台湾の国立ナノデバイス研究所(National Nano Device Laboratory)と米University of California, Berkeleyの共同研究チームは、セル面積が0.039平方ミクロンと極めて小さなSRAMセルを試作し、その概要を2009年12月7~9日に米国で開催された電子デバイス技術に関する国際会議「IEDM2009」で発表した(講演番号28.7)。これまで国際学会で試作発表されたSRAMセルの中では、最も面積の小さなセルだという。
SRAMセルの試作には、16nmと微細なCMOSプロセスを駆使した。16nm世代のプロセス技術は次々世代のプロセス技術に相当する。現在のところ、半導体技術の研究開発コミュニティでは16nm世代のプロセス技術は固まっておらず、基本技術であるリソグラフィ技術すら、本命が登場していない状態である。
16nm世代のリソグラフィ技術の候補として上がっているのは、光源にエクストリーム紫外線(EUV)を使うEUVリソグラフィと、光源に電子ビーム(EB)を使う電子ビーム・リソグラフィである。発表者のナノデバイス研究所によると、EUVリソグラフィはマスクの製作コストが高騰してしまうことが大きな問題になるという。16nm世代の大規模な半導体チップを試作するためには、マスク代金だけで300万ドルを覚悟しなければならないとする。
これに対して電子ビーム・リソグラフィは、レジストに電子ビームで回路パターンを描くので、マスク代の高騰という問題は生じない。ただし16nm世代では、電子ビーム・リソグラフィも無視できない問題が発生するという。

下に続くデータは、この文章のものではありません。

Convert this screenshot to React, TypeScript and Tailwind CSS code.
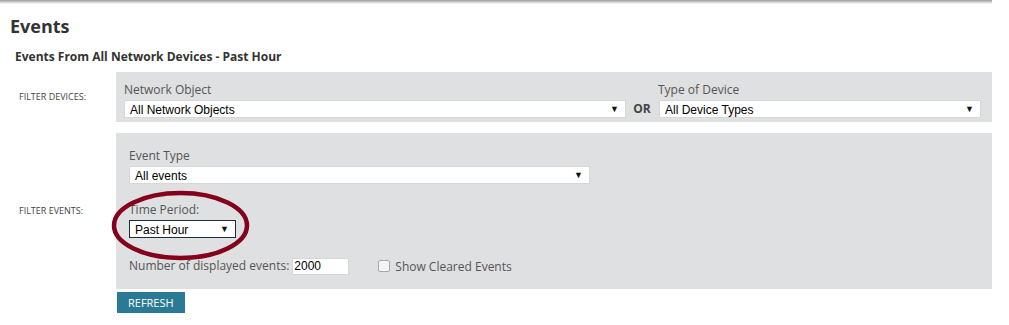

それはシリコン・ウェハに照射された電子ビームが後方散乱によってレジストに飛び込み、露光パターンの乱れを起こすことである。このため、狙った通りの精密なパターンをレジストに描きづらくなる。
そこでナノデバイス研究所は新しいリソグラフィ技術を考案し、SRAMセルの試作に応用した。シリコン・ウェハの表面にガスを送り込み、電子ビームでガスの化学反応を促すことで微細な絶縁体または導電体のパターンをシリコン・ウェハ表面に形成する方法である。形成した絶縁体または導電体をマスクとして、エッチングによって所望のパターンを作製する。
ガスをシリコン・ウェハに供給して電子ビームで化学反応を促し、薄膜(マスク)を堆積する(IEDMの論文集から抜粋) |
電子ビームで形成した薄膜をマスクとしてシリコンの微細なパターンを形成(IEDMの論文集から抜粋) |
このリソグラフィ技術をナノデバイス研究所は、「ナノインジェクション・リソグラフィ(Nano Injection Lithography)」と呼んでいる。マスクとレジストの両方が不要になる、従来とはかなり違うリソグラフィ技術である。

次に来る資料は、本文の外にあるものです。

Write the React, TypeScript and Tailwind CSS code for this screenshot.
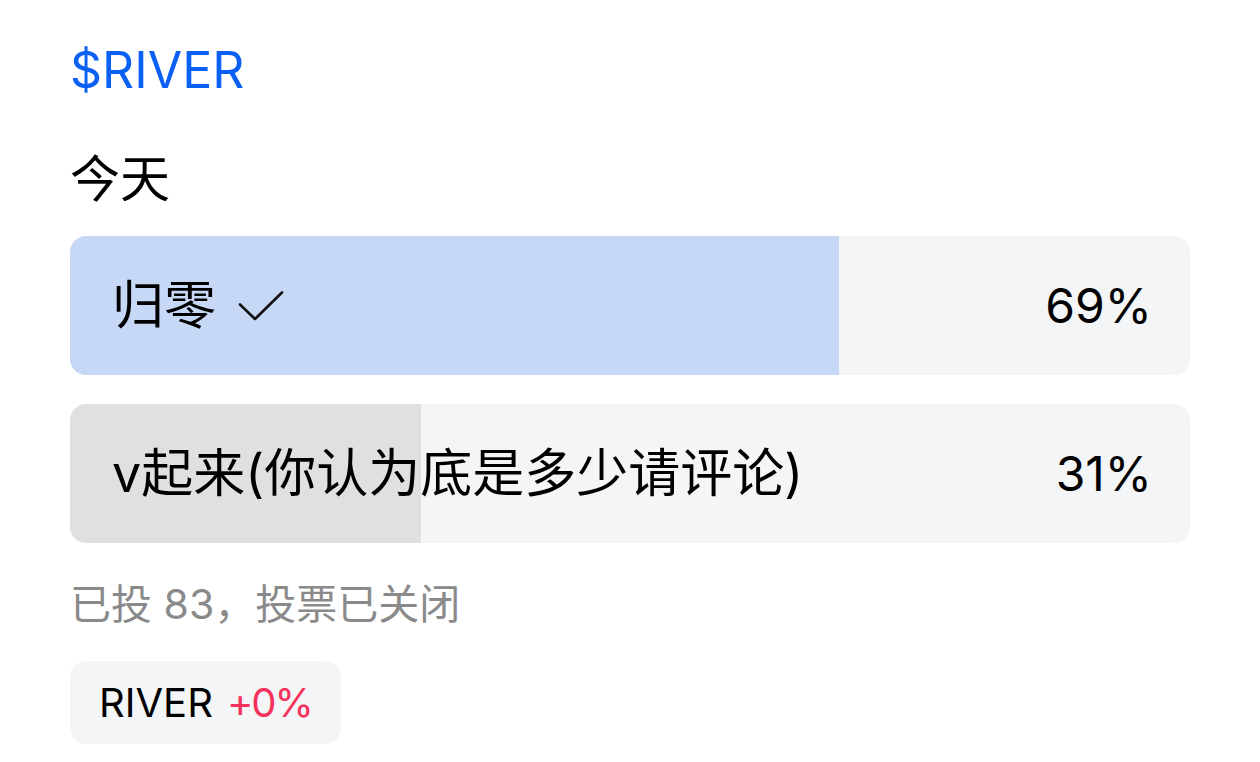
import React from "react";

const total = 83;
const options = [
  { label: "归零", votes: 57, pct: 69, voted: true },
  { label: "v起来(你认为底是多少请评论)", votes: 26, pct: 31, voted: false },
];

export default function App() {
  return (
    <div
      className="min-h-screen bg-white px-[70px] pt-[40px] text-black"
      style={{ fontFamily: 'Inter, "Noto Sans CJK SC", sans-serif' }}
    >
      <div className="text-[50px] leading-[60px] text-[#0b60f4]">$RIVER</div>

      <div className="mt-[49px] text-[50px] leading-[60px]">今天</div>

      <div className="mt-[27px] flex flex-col gap-[29px]">
        {options.map((o) => (
          <div
            key={o.label}
            className="relative h-[139px] overflow-hidden rounded-[16px] bg-[#f3f5f7]"
          >
            <div
              className={`absolute inset-y-0 left-0 ${o.voted ? "bg-[#c7d7f6]" : "bg-[#dfe0e2]"}`}
              style={{ width: `${(o.votes / total) * 100}%` }}
            />
            <div className="relative flex h-full items-center justify-between pl-[42px] pr-[38px]">
              <div className="flex items-center gap-[22px] text-[52px]">
                <span>{o.label}</span>
                {o.voted && (
                  <svg width="46" height="32" viewBox="0 0 46 32" fill="none" stroke="#111" strokeWidth="2.6" strokeLinecap="round" strokeLinejoin="round">
                    <path d="M2 14.5L17 29L44 2.5" />
                  </svg>
                )}
              </div>
              <span className="text-[48px]">{o.pct}%</span>
            </div>
          </div>
        ))}
      </div>

      <div className="mt-[36px] text-[41px] leading-[50px] text-[#8a8a8a]">已投 83，投票已关闭</div>

      <div className="mt-[32px] inline-flex h-[83px] items-center gap-[14px] rounded-[16px] bg-[#f3f5f7] px-[29px] text-[40px]">
        <span>RIVER</span>
        <span className="tracking-[-2px] text-[#f5325c]">+0%</span>
      </div>
    </div>
  );
}
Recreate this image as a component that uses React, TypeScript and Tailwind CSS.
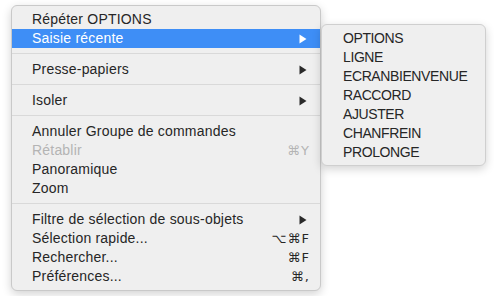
import React from "react";

type Item =
  | { kind: "sep" }
  | {
      kind: "item";
      label: string;
      shortcut?: string;
      submenu?: boolean;
      disabled?: boolean;
      active?: boolean;
    };

const items: Item[] = [
  { kind: "item", label: "Répéter OPTIONS" },
  { kind: "item", label: "Saisie récente", submenu: true, active: true },
  { kind: "sep" },
  { kind: "item", label: "Presse-papiers", submenu: true },
  { kind: "sep" },
  { kind: "item", label: "Isoler", submenu: true },
  { kind: "sep" },
  { kind: "item", label: "Annuler Groupe de commandes" },
  { kind: "item", label: "Rétablir", shortcut: "⌘Y", disabled: true },
  { kind: "item", label: "Panoramique" },
  { kind: "item", label: "Zoom" },
  { kind: "sep" },
  { kind: "item", label: "Filtre de sélection de sous-objets", submenu: true },
  { kind: "item", label: "Sélection rapide...", shortcut: "⌥⌘F" },
  { kind: "item", label: "Rechercher...", shortcut: "⌘F" },
  { kind: "item", label: "Préférences...", shortcut: "⌘," },
];

const recent = [
  "OPTIONS",
  "LIGNE",
  "ECRANBIENVENUE",
  "RACCORD",
  "AJUSTER",
  "CHANFREIN",
  "PROLONGE",
];

function Arrow({ white }: { white?: boolean }) {
  return (
    <svg width="8" height="10" viewBox="0 0 8 10" className="mr-[3px]">
      <polygon points="0.5,0.5 7.5,5 0.5,9.5" fill={white ? "#ffffff" : "#2a2a2a"} />
    </svg>
  );
}

export default function App() {
  return (
    <div
      className="w-[494px] h-[296px] bg-white overflow-hidden pt-[5px] pl-[11px]"
      style={{ fontFamily: '"Liberation Sans", Arial, sans-serif' }}
    >
      <div className="relative w-[310px] rounded-[6px] border border-[#c9c9c9] bg-[#efefef] pt-[4px] pb-[4px] shadow-[0_3px_10px_rgba(0,0,0,0.18)]">
        {items.map((it, i) =>
          it.kind === "sep" ? (
            <div key={i} className="h-[12px] pt-[5px]">
              <div className="h-px bg-[#d9d9d9]" />
            </div>
          ) : (
            <div
              key={i}
              className={
                "h-[19px] flex items-center justify-between pl-[20px] pr-[10px] text-[14px] tracking-[0.2px] " +
                (it.active
                  ? "bg-[#3e8ef6] text-white"
                  : it.disabled
                  ? "text-[#b4b4b4]"
                  : "text-[#262626]")
              }
            >
              <span>{it.label}</span>
              {it.submenu ? (
                <Arrow white={it.active} />
              ) : it.shortcut ? (
                <span
                  className="tracking-[1px]"
                  style={{ fontFamily: '"DejaVu Sans", "Liberation Sans", sans-serif', fontSize: 13 }}
                >
                  {it.shortcut}
                </span>
              ) : null}
            </div>
          )
        )}

        <div className="absolute left-[309px] top-[18px] w-[165px] rounded-[6px] border border-[#cfcfcf] bg-[#efefef] pt-[4px] pb-[3px] shadow-[0_3px_10px_rgba(0,0,0,0.18)]">
          {recent.map((r) => (
            <div
              key={r}
              className="h-[19px] flex items-center pl-[21px] text-[14px] tracking-[-0.4px] text-[#262626]"
            >
              {r}
            </div>
          ))}
        </div>
      </div>
    </div>
  );
}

このリソグラフィ技術を駆使して、ゲート長が18nmのMOSトランジスタによる6トランジスタ構成のSRAMセルを試作した。トランジスタのゲート電極は窒化チタン(TiN)、ゲート絶縁膜は厚さ1.6nmのシリコン酸化窒化膜である。ゲート間隔は30nm、ゲートピッチは65nm。リソグラフィに利用した電子ビームの直径は4.6nm、ガスはPtを含む炭化水素ガスである。SRAMセルの寸法は0.30μm×0.13μm。
試作したSRAMセルは、静特性(バタフライ曲線)が測定できる程度のゆっくりとした速度で動いた。電源電圧は0.72V~1.5Vである。電源電圧が0.8Vのときに、160mVの静的雑音余裕(SNM)を確認している。初期の試作結果としては、かなり良好な値だといえる。
IBMは22nmプロセスのSRAMセルを縮小
このほか米IBMが、22nm世代のCMOSプロセスによるSRAMセルを縮小した結果をIEDM2009で発表した(講演番号28.8)。IBMは前回のIEDM2008で、22nmプロセスでセル面積が0.09平方ミクロンと小さなSRAMセルを試作発表していた。
今回のIEDM2009では、セル面積を0.06平方ミクロンとおよそ3分の2に縮小してみせた。前回と同様に、6トランジスタ構成のSRAMセルである。リソグラフィには電子ビーム・リソグラフィと光リソグラフィを組み合わせた。トランジスタ技術はフィンゲートと高誘電率膜/金属ゲート(High-k/Metal gate:HKMG)の併用である。試作したSRAMセルでは、電源電圧が1Vのときに静特性(バタフライ曲線)を測定できている。